Ее лицо озарилось, стало страшно похоже на детское личико барельефа. Рука ее затрепетала. Как, наверное, сердце ее сжалось, выходя в прихожую!..
«Что там сейчас?» – На дверях детской спаленки поблескивала табличка «Партком».
Официантка Тамара, по-бабьи подперев подбородок, глядела из-под челочки на слезы хозяйки.
Впрочем, для нас не было ни служащих, ни обслуги, ни официанток – все были нашей семьей, служительницы ЦДЛ были жрицами не только жратвы, но и литературы.
Здесь же рядом находились комнатушки литературных секций, и из своих кабинетов феи ЦДЛ – эти тихие вершительницы культурных событий – дуря официоз, устраивали литературные вечера.
Поэт – чужак в этих застольях. Его жрут – кто за западничество, кто, наоборот, за русские православные мотивы.
* * *После хрущевского ора на меня в Кремле в Большом зале ЦДЛ вопило осуждающее меня собрание. Перегарный зал требовал покаяния, уничтожения. Я сказал только несколько слов, две фразы, что не буду каяться и что я не забуду слов Хрущева.
«Правда» наврала потом, вписав «не забуду добрых слов Никиты Сергеевича». Это еще более издевательски прозвучало – все знали, какой «добрый» это был ор.
«Нью-Йорк таймс» назвала выступление «образцом непокаяния». На следующий день Эренбург мне сказал: «Вы на трибуне казались подавлены, но это была речь героя».
Увы, ничего геройского я тогда не чувствовал. Был шок безысходности.

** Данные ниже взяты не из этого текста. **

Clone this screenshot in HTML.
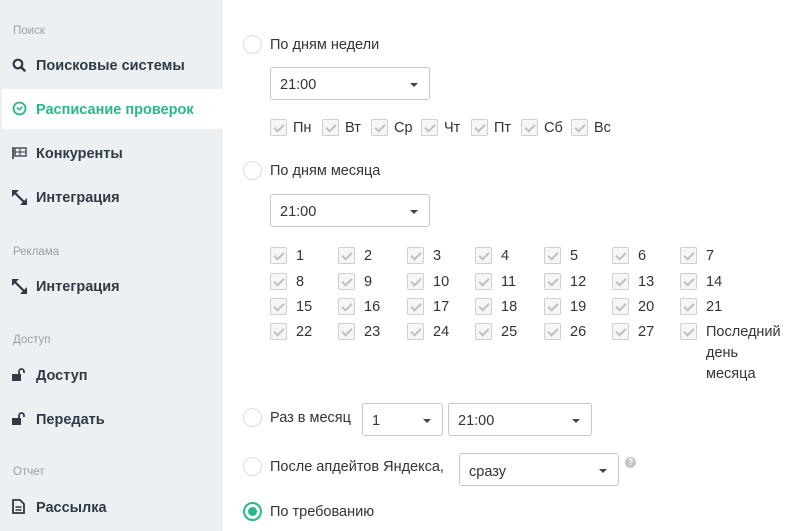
<!DOCTYPE html>
<html><head><meta charset="utf-8"><style>
*{box-sizing:border-box;margin:0;padding:0}
body{width:794px;height:531px;overflow:hidden;background:#fff;font-family:"Liberation Sans","DejaVu Sans",sans-serif;color:#333;position:relative}
.sb{position:absolute;left:0;top:0;width:222px;height:531px;background:#edf0f2;border-right:1px solid #e3e6e8}
.a{position:absolute}
.cap{font-size:11.5px;color:#9aa0a5;left:13px}
.it{font-size:14.5px;font-weight:bold;color:#2e3a45;left:36px}
.ic{position:absolute;left:12px}
.act{position:absolute;left:2px;top:89px;width:221px;height:40px;background:#fff;border-radius:3px 0 0 3px}
.t{font-size:14.5px;color:#333}
.rad{position:absolute;width:19px;height:19px;border:1px solid #ddd;border-radius:50%;background:#fff}
.sel{position:absolute;height:33px;border:1px solid #c8c8c8;border-radius:3px;background:#fff;font-size:14.5px;padding:9px 0 0 9px;color:#333}
.sel:after{content:"";position:absolute;right:11px;top:15px;border-left:4px solid transparent;border-right:4px solid transparent;border-top:4px solid #444}
.cb{position:absolute;width:17px;height:17px;border:1px solid #cfcfcf;border-radius:2px;background:#f6f6f6}
.cb:after{content:"";position:absolute;left:5px;top:2px;width:4px;height:8px;border:solid #c0c0c0;border-width:0 2px 2px 0;transform:rotate(45deg)}
</style></head><body>
<div class="sb">
<div class="act"></div>
<div class="a cap" style="top:25px">Поиск</div>
<svg class="ic" style="top:58px" width="14" height="14" viewBox="0 0 14 14"><circle cx="6" cy="6" r="4.3" fill="none" stroke="#2e3a45" stroke-width="2.2"/><path d="M9 9l3.5 3.5" stroke="#2e3a45" stroke-width="2.6" stroke-linecap="round"/></svg>
<div class="a it" style="top:58px">Поисковые системы</div>
<svg class="ic" style="top:101px" width="15" height="15" viewBox="0 0 15 15"><circle cx="7.5" cy="7.5" r="6" fill="none" stroke="#25b88a" stroke-width="1.8"/><path d="M4.8 6.5l2.7 2.2 2.8-3" fill="none" stroke="#25b88a" stroke-width="1.6"/></svg>
<div class="a it" style="top:102px;color:#25b88a">Расписание проверок</div>
<svg class="ic" style="top:147px" width="15" height="12" viewBox="0 0 15 12"><path d="M1 0v12" stroke="#2e3a45" stroke-width="1.6"/><path d="M3 1h11v8H3z" fill="none" stroke="#2e3a45" stroke-width="1.3"/><path d="M3 5h11M8 1v8" stroke="#2e3a45" stroke-width="1"/></svg>
<div class="a it" style="top:146px">Конкуренты</div>
<svg class="ic" style="top:190px" width="15" height="15" viewBox="0 0 15 15"><path d="M0 0h7l-7 7z" fill="#2e3a45"/><path d="M15 15H8l7-7z" fill="#2e3a45"/><path d="M3 3l9 9" stroke="#2e3a45" stroke-width="2.2"/></svg>
<div class="a it" style="top:190px">Интеграция</div>
<div class="a cap" style="top:246px">Реклама</div>
<svg class="ic" style="top:279px" width="15" height="15" viewBox="0 0 15 15"><path d="M0 0h7l-7 7z" fill="#2e3a45"/><path d="M15 15H8l7-7z" fill="#2e3a45"/><path d="M3 3l9 9" stroke="#2e3a45" stroke-width="2.2"/></svg>
<div class="a it" style="top:279px">Интеграция</div>
<div class="a cap" style="top:334px">Доступ</div>
<svg class="ic" style="top:368px" width="15" height="13" viewBox="0 0 15 13"><rect x="0" y="6" width="9" height="7" fill="#2e3a45"/><path d="M7 6V3.5a2.5 2.5 0 015 0V5" fill="none" stroke="#2e3a45" stroke-width="1.8"/></svg>
<div class="a it" style="top:368px">Доступ</div>
<svg class="ic" style="top:412px" width="15" height="13" viewBox="0 0 15 13"><rect x="0" y="6" width="9" height="7" fill="#2e3a45"/><path d="M7 6V3.5a2.5 2.5 0 015 0V5" fill="none" stroke="#2e3a45" stroke-width="1.8"/></svg>
<div class="a it" style="top:412px">Передать</div>
<div class="a cap" style="top:466px">Отчет</div>
<svg class="ic" style="top:499px" width="13" height="15" viewBox="0 0 13 15"><path d="M1 1h7l4 4v9H1z" fill="none" stroke="#2e3a45" stroke-width="1.8"/><path d="M3.5 8h6M3.5 11h6" stroke="#2e3a45" stroke-width="1.5"/></svg>
<div class="a it" style="top:500px">Рассылка</div>
</div>

<div class="rad" style="left:243px;top:35px"></div>
<div class="a t" style="left:270px;top:37px">По дням недели</div>
<div class="sel" style="left:270px;top:67px;width:160px">21:00</div>

<div class="cb" style="left:270px;top:119px"></div><div class="a t" style="left:293px;top:120px">Пн</div>
<div class="cb" style="left:322px;top:119px"></div><div class="a t" style="left:345px;top:120px">Вт</div>
<div class="cb" style="left:371px;top:119px"></div><div class="a t" style="left:394px;top:120px">Ср</div>
<div class="cb" style="left:421px;top:119px"></div><div class="a t" style="left:444px;top:120px">Чт</div>
<div class="cb" style="left:471px;top:119px"></div><div class="a t" style="left:494px;top:120px">Пт</div>
<div class="cb" style="left:521px;top:119px"></div><div class="a t" style="left:544px;top:120px">Сб</div>
<div class="cb" style="left:571px;top:119px"></div><div class="a t" style="left:594px;top:120px">Вс</div>

<div class="rad" style="left:243px;top:161px"></div>
<div class="a t" style="left:270px;top:163px">По дням месяца</div>
<div class="sel" style="left:270px;top:194px;width:160px">21:00</div>

<div id="g"></div>
<script>
var xs=[270,338,407,475,544,612,680],ys=[247,273,298,323],h='';
for(var r=0;r<4;r++)for(var c=0;c<7;c++){var n=r*7+c+1;var lbl=n==28?'Последний<br>день<br>месяца':n;
h+='<div class="cb" style="left:'+xs[c]+'px;top:'+ys[r]+'px"></div><div class="a t" style="left:'+(xs[c]+26)+'px;top:'+(ys[r]-1)+'px;line-height:21px">'+lbl+'</div>';}
document.getElementById('g').innerHTML=h;
</script>

<div class="rad" style="left:243px;top:408px"></div>
<div class="a t" style="left:270px;top:410px">Раз в месяц</div>
<div class="sel" style="left:362px;top:403px;width:81px">1</div>
<div class="sel" style="left:448px;top:403px;width:144px">21:00</div>

<div class="rad" style="left:243px;top:457px"></div>
<div class="a t" style="left:270px;top:459px">После апдейтов Яндекса,</div>
<div class="sel" style="left:459px;top:453px;width:160px;padding-top:10px">сразу</div>
<div class="a" style="left:625px;top:457px;width:11px;height:11px;border-radius:50%;background:#c4c4c4;color:#fff;font-size:9px;font-weight:bold;text-align:center;line-height:11px">?</div>

<div class="rad" style="left:243px;top:502px;border:2px solid #25b88a"><div style="position:absolute;left:3px;top:3px;width:9px;height:9px;border-radius:50%;background:#25b88a"></div></div>
<div class="a t" style="left:270px;top:504px">По требованию</div>
</body></html>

Я шел по проходу со сцены сквозь ненавидящую тишину, сквозь энергетическое поле злобы. Возвращаться на свое место я не стал. Я вышел из зала. В темноте за портьерой перед дверьми я почувствовал теплое плачущее существо, соленые щеки. Приходя в себя, я узнал официантку Тамару. Она хлестала в три ручья.
– Ты что, Тамарка?
– Плачу, Андрюша, от страха за тебя. Я боялась… – Она улыбалась сквозь слезы.
– Чего боялась?
Я думал, что она скажет по-бабьи: «Я хотела, чтобы тебя простили, чтобы ты повинился, чтобы все обошлось, чтобы ты снова ходил к нам в ЦДЛ».
Она ответила: «Я боялась, что ты не выдержишь и покаешься. Спасибо, что выдержал, не покорился. Ну, теперь держись, Андрюша…»
Вообще мне везет на людей с чистой аурой. Даже суровые натуры порой оборачиваются ко мне солнечной стороною.
Как мы враждовали с Андреем Дементьевым! Как я ошибался в людях!
Работник ЦК ВЛКСМ, назначенный редактировать мою книгу, казавшийся мне монстром и пижоном, он с ходу зарубил тридцать стихотворений. Я взбесился. Потом мы сели за стол переговоров, и я строка за строкой объяснил ему смысл моей эстетики. Вечерело. Оказалось, что он искренне считал, что мои метафорические сплетения – это лишь политический кукиш. Он понял, распахнулся. С тех пор мы на долгие годы крепко подружились. Он был предан поэзии. «Я ненавижу в людях ложь» – эта строка его была не лозунг, а жизненное кредо. За что он тяжко расплатился судьбой.